The article asks "Is freedom too important a value to curb [...]?" when talking about the possibility of government intervention to oppose a particular beauty standard - but forcing people not to have a particular appearance is just as problematic as forcing them to have a particular appearance. Of course freedom is too important a value to curb when your goal is to increase freedom.

Thirdly, the argument ends up reinforcing the basic value judgement at the heart of sexism. 'Using make-up', in this argument, could be substituted for just about any activity considered generally feminine without affecting the argument. The argument goes that 'Women shouldn't do these activities because they're conforming with the inferior female social role, and that makes it harder for women to break out of that social role. Instead, women should do things (either through individual action or government encouragement) that are not traditionally feminine.'

Rather than opposing the value judgement that says "men/masculine good; women/feminine bad", it accepts this and adds a corollary "and therefore women should act as much like men currently do as possible".

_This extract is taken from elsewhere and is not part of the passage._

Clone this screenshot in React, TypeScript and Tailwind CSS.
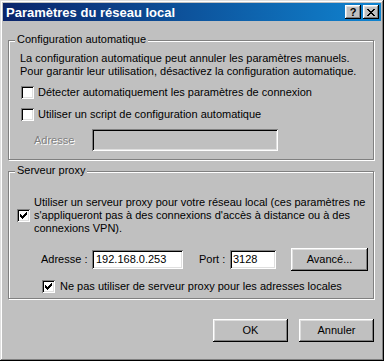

A reversed social pressure is the result of this approach - as well as the general social pressure for women to wear make-up, feminist women are subjected to a secondary social pressure not to do so. As above, other aspects of women's appearance can go into this secondary social pressure - if make-up is discouraged, what about wearing a skirt, or pink, or having long hair, or blonde hair, or doing anything at all that a hypothetical stereotypical man might find attractive. There is too much moral value placed upon appearance - especially women's appearance - today already, and this intersects with racism, ageism, ableism, fat-phobia, and more, in a variety of well-documented unpleasant ways. The way out is not, however, to simply place a negative moral value on a particular appearance instead, which simply adds to the problem.

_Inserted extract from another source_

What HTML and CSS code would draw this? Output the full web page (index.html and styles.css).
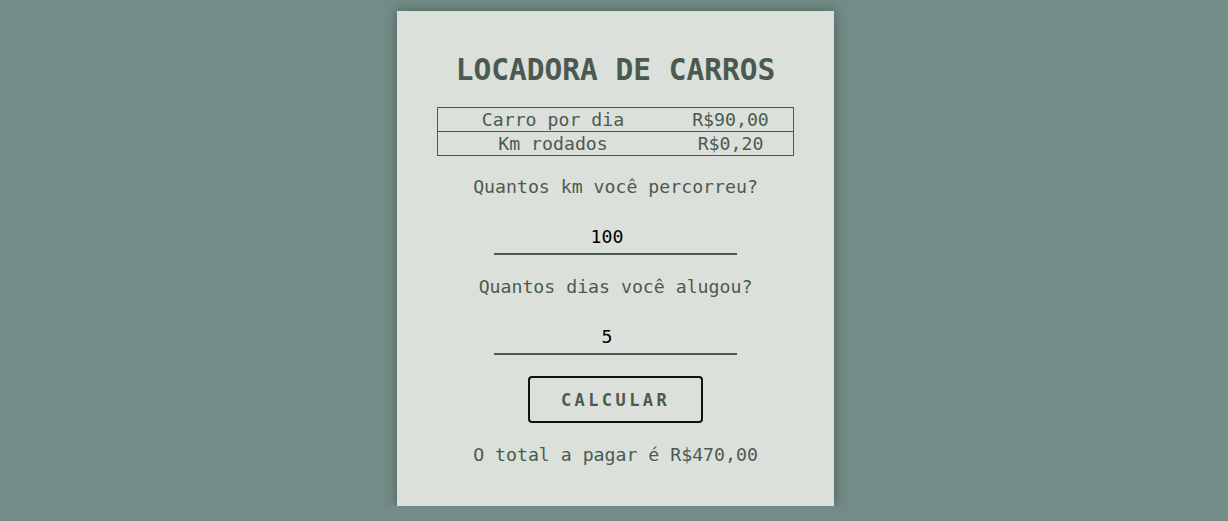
FILE: index.html
```html
<!DOCTYPE html>
<html lang="pt-BR">
<head>
<meta charset="utf-8">
<title>Locadora de Carros</title>
<link rel="stylesheet" href="styles.css">
</head>
<body>
<main class="card">
  <h1 class="title">LOCADORA DE CARROS</h1>
  <div class="prices">
    <div class="row">
      <span class="name">Carro por dia</span>
      <span class="value">R$90,00</span>
    </div>
    <div class="row">
      <span class="name">Km rodados</span>
      <span class="value">R$0,20</span>
    </div>
  </div>
  <label class="label label-first" for="km">Quantos km você percorreu?</label>
  <input class="field" id="km" type="text" value="100">
  <label class="label" for="dias">Quantos dias você alugou?</label>
  <input class="field" id="dias" type="text" value="5">
  <button class="btn" type="button">CALCULAR</button>
  <p class="result">O total a pagar é R$470,00</p>
</main>
</body>
</html>
```

FILE: styles.css
```css
* { box-sizing: border-box; }

body {
  margin: 0;
  background: #738c87;
  display: flex;
  justify-content: center;
  padding: 11px 0 0 3px;
  font-family: "DejaVu Sans Mono", "Liberation Mono", monospace;
  color: #4b5a51;
}

.card {
  width: 437px;
  height: 495px;
  background: #dce0db;
  box-shadow: 0 0 12px rgba(0, 0, 0, 0.35);
  padding: 41px 40px 0;
  display: flex;
  flex-direction: column;
  align-items: center;
}

.title {
  margin: 0;
  font-size: 29.5px;
  line-height: 36px;
  font-weight: bold;
  color: #4b5a51;
}

.prices {
  margin-top: 19px;
  width: 357px;
  border: 1px solid #4b5a51;
  font-size: 18.2px;
}

.row {
  display: grid;
  grid-template-columns: 230px 1fr;
  height: 23px;
  line-height: 23px;
  text-align: center;
}

.row + .row {
  height: 24px;
  border-top: 1px solid #4b5a51;
}

.label {
  display: block;
  margin-top: 20px;
  font-size: 18.2px;
  line-height: 24px;
  text-align: center;
}

.label-first {
  margin-top: 19px;
}

.field {
  margin-top: 25px;
  width: 243px;
  height: 31px;
  border: none;
  border-bottom: 2px solid #4b5a51;
  background: transparent;
  font-family: inherit;
  font-size: 18.2px;
  line-height: 24px;
  padding: 0 17px 5px 0;
  text-align: center;
  color: #000;
  outline: none;
}

.btn {
  margin-top: 21px;
  width: 175px;
  height: 47px;
  border: 2px solid #111;
  border-radius: 4px;
  background: transparent;
  font-family: inherit;
  font-size: 17px;
  font-weight: bold;
  letter-spacing: 3.4px;
  padding: 0;
  color: #4b5a51;
}

.result {
  margin: 20px 0 0;
  font-size: 18.2px;
  line-height: 24px;
}
```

Ending sexism requires opposing, not accepting, the notion of masculine as superior to feminine (and also the notion that the two are a simple binary, of course).

This is why the false dichotomy - doomed individual actions or a government-enforced alternative appearance standard - in the article's final paragraph appears. Neither option is good, because the question being asked starts from the wrong assumptions. Rather than joining in the policing of women's appearance from a different direction and suggesting that the wearing of make-up might be "immoral", instead be accepting of any choice about appearance and encourage others to do likewise.

People as individuals can be accepting of other individuals' appearance (whether or not it includes make-up) and not pass judgement either on others or themselves for their appearance. They can also encourage this behaviour in others. The government could pass stronger legislation against unfair appearance requirements at work. Men could make a conscious effort not to either judge women on their appearance or assume that women's appearance is for their benefit anyway. These collective actions have two advantages: - firstly, they work in support of diverse freedoms, without continuing to criticise women for the way they look; secondly, the effect is purely additive: there is no requirement for some unattainable critical proportion of people to start doing them before they start being useful, and nor is there necessarily any negative individual consequence.